Problem statement: Copy the material that follows word for word and omit its pictures.
=== Collected material ===
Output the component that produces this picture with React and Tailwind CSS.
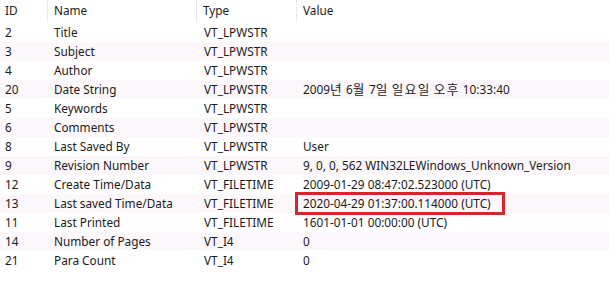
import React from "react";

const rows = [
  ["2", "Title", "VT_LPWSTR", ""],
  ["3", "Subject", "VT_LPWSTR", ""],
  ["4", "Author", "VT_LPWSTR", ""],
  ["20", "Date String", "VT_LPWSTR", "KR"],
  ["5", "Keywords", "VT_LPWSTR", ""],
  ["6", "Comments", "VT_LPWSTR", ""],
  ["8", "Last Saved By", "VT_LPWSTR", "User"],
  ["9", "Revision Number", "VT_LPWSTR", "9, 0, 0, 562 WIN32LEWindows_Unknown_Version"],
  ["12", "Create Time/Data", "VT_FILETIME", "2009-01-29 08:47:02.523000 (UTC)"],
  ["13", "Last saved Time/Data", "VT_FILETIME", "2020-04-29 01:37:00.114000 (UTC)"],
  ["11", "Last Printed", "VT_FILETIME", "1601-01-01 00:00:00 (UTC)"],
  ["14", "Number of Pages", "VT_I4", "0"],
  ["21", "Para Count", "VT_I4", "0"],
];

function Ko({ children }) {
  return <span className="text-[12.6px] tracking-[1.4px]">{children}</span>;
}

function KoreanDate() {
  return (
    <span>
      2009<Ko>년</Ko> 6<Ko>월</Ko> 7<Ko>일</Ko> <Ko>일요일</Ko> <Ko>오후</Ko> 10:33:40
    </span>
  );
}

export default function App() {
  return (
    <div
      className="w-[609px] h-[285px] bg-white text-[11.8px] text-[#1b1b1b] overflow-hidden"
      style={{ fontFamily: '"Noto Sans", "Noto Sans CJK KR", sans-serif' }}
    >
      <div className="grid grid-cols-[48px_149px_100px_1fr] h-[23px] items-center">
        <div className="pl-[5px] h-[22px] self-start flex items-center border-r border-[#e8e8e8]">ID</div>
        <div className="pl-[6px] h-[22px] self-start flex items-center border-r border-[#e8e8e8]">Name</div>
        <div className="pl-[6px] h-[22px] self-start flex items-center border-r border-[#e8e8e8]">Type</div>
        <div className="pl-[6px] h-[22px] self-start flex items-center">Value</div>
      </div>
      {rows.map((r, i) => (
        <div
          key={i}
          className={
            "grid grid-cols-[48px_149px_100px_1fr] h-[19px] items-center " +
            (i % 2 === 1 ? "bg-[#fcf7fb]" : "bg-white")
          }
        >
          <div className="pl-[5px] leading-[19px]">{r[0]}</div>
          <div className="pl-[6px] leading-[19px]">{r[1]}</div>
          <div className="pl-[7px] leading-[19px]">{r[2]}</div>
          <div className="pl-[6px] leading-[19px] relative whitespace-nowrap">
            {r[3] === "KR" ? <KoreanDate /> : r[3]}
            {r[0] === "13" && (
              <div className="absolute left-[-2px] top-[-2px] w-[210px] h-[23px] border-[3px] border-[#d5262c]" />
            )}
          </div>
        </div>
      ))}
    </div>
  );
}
===
Output for this exercise:
Output the component that produces this picture with React and Tailwind CSS.
import React from "react";

const rows = [
  ["2", "Title", "VT_LPWSTR", ""],
  ["3", "Subject", "VT_LPWSTR", ""],
  ["4", "Author", "VT_LPWSTR", ""],
  ["20", "Date String", "VT_LPWSTR", "KR"],
  ["5", "Keywords", "VT_LPWSTR", ""],
  ["6", "Comments", "VT_LPWSTR", ""],
  ["8", "Last Saved By", "VT_LPWSTR", "User"],
  ["9", "Revision Number", "VT_LPWSTR", "9, 0, 0, 562 WIN32LEWindows_Unknown_Version"],
  ["12", "Create Time/Data", "VT_FILETIME", "2009-01-29 08:47:02.523000 (UTC)"],
  ["13", "Last saved Time/Data", "VT_FILETIME", "2020-04-29 01:37:00.114000 (UTC)"],
  ["11", "Last Printed", "VT_FILETIME", "1601-01-01 00:00:00 (UTC)"],
  ["14", "Number of Pages", "VT_I4", "0"],
  ["21", "Para Count", "VT_I4", "0"],
];

function Ko({ children }) {
  return <span className="text-[12.6px] tracking-[1.4px]">{children}</span>;
}

function KoreanDate() {
  return (
    <span>
      2009<Ko>년</Ko> 6<Ko>월</Ko> 7<Ko>일</Ko> <Ko>일요일</Ko> <Ko>오후</Ko> 10:33:40
    </span>
  );
}

export default function App() {
  return (
    <div
      className="w-[609px] h-[285px] bg-white text-[11.8px] text-[#1b1b1b] overflow-hidden"
      style={{ fontFamily: '"Noto Sans", "Noto Sans CJK KR", sans-serif' }}
    >
      <div className="grid grid-cols-[48px_149px_100px_1fr] h-[23px] items-center">
        <div className="pl-[5px] h-[22px] self-start flex items-center border-r border-[#e8e8e8]">ID</div>
        <div className="pl-[6px] h-[22px] self-start flex items-center border-r border-[#e8e8e8]">Name</div>
        <div className="pl-[6px] h-[22px] self-start flex items-center border-r border-[#e8e8e8]">Type</div>
        <div className="pl-[6px] h-[22px] self-start flex items-center">Value</div>
      </div>
      {rows.map((r, i) => (
        <div
          key={i}
          className={
            "grid grid-cols-[48px_149px_100px_1fr] h-[19px] items-center " +
            (i % 2 === 1 ? "bg-[#fcf7fb]" : "bg-white")
          }
        >
          <div className="pl-[5px] leading-[19px]">{r[0]}</div>
          <div className="pl-[6px] leading-[19px]">{r[1]}</div>
          <div className="pl-[7px] leading-[19px]">{r[2]}</div>
          <div className="pl-[6px] leading-[19px] relative whitespace-nowrap">
            {r[3] === "KR" ? <KoreanDate /> : r[3]}
            {r[0] === "13" && (
              <div className="absolute left-[-2px] top-[-2px] w-[210px] h-[23px] border-[3px] border-[#d5262c]" />
            )}
          </div>
        </div>
      ))}
    </div>
  );
}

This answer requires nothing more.